WWZ has budget over the normal horror movie, I think because it's positioned more as a thriller with occasional gnashing teeth. I don't recall there being any blood at all. There were some extremely tense moments during a great opening twenty minutes, one epic sequence in Isreal at the midpoint, a zombie attack on a plane and some shenanigans in a laboratory that felt it should have been the springboard for an epic end and not the end itself.
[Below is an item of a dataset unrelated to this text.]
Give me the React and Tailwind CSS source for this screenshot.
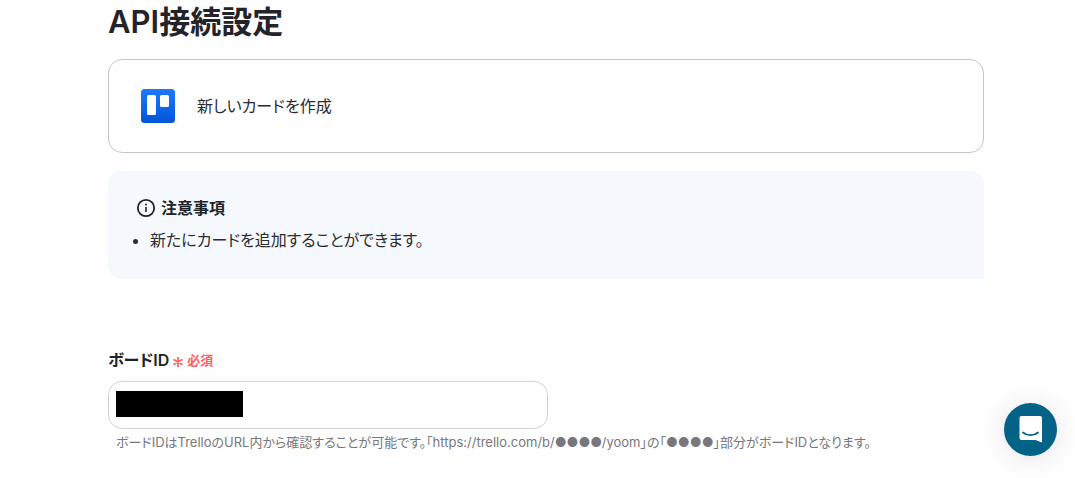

WWZ is good. Brad is good. For the first third the tension is really cranked up and in 3D, I've never been more aware of seeing a 3D environment. But the story quickly evolves down to Brad and co., globe hopping through near zombification moments to the very end. It's frenetic, it is near death but it all feels popcorn with little actual threat. For a movie about a global epidemic there is little other than the frenzied zombie attack on Jerusalem to give any real sense of the global. An attack as it happens, caused by happy clappy religious types singing to the glory of god for sparing them, which drives the zombies into a frothing rage.

WWZ has a lot of promise and serves up some great entertainment but nothing better in my opinion than your standard Friday night DVD.


John Hoggard said...


Read the book - it's amazing - I don't want to ever see the film lest it tarnish my memories of the written word.

John Potter said...

Cheers JH I have the book and ironically struggled. I'll tell you why next time we meet up. Hopefully you'll be able to explain what I'm getting wrong with the book. Essentially the first character in the book is supposed to be Chinese, I think, but talks like an American. I could never figure that.